In this book, which is aimed at a demographic I’m not in (I’m a good twenty years older than the author, and very, very married), author Aaron Hodges theorizes that his readers share something in common with him – they have boring desk jobs, they’re restless, or they just ended relationships. This latter, he specifically mentions as one of the things that pushes people to stop dreaming about travel and actually do some.
A lot of this book is aimed at adventure-travellers – people who want to backpack through Europe and stay in hostiles – or at least engage in rugged activities. While that’s never been my thing (I’m much more into museums and cute shops with the occasional beach day and maybe time on a rented ocean kayak) Hughes friendly style makes these things seem appealing and even exciting.

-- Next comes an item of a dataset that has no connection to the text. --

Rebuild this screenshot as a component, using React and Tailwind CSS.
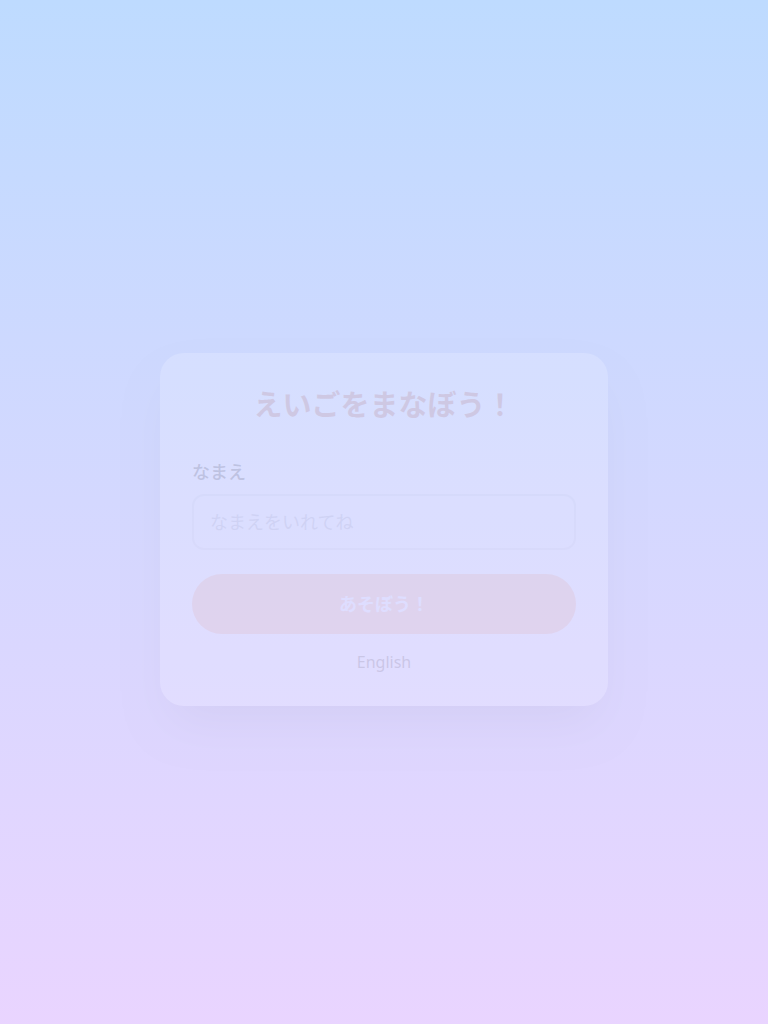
import { useState } from "react";

export default function App() {
    const [name, setName] = useState("");

    return (
        <div
            className="min-h-screen w-full flex items-center justify-center bg-gradient-to-b from-blue-200 to-purple-200 px-4"
            style={{ fontFamily: '"Noto Sans", "Noto Sans CJK JP", sans-serif' }}
        >
            {/* card, caught mid fade-in */}
            <div className="w-full max-w-md bg-white rounded-3xl shadow-2xl p-8 opacity-[0.16] translate-y-[17px]">
                <h1 className="text-[29px] leading-9 font-bold text-center text-[#c9775a] mt-[2px] mb-[35px]">
                    えいごをまなぼう！
                </h1>

                <label className="block text-lg font-medium text-stone-600 mb-2">
                    なまえ
                </label>
                <input
                    type="text"
                    value={name}
                    onChange={(e) => setName(e.target.value)}
                    placeholder="なまえをいれてね"
                    className="w-full px-4 py-3 text-lg border-2 border-gray-200 rounded-xl outline-none placeholder:text-[#b4b8c0]"
                />

                <button className="w-full mt-6 py-4 rounded-full bg-[#ffbf9c] text-white text-lg leading-7 font-bold">
                    あそぼう！
                </button>

                <button className="block mx-auto mt-4 text-base text-stone-500">
                    English
                </button>
            </div>
        </div>
    );
}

He even made me consider where I’d go if I were travelling without my husband. (In truth, I’ve done this to a point. On trips where he was working I hired local guides and wandered on my own.)
Hughes makes good points about language barriers being daunting to some, and about choosing your destinations wisely, but more than that, he is all about living your dreams instead of waiting for someone to hand them to you.
Part guide, part memoir, if you’re planning a trip, or even just wishing you could get up and go, this is the book for you.
Goes well with a local dish you’ve never heard of in a hole-in-the-wall cafe in a foreign country.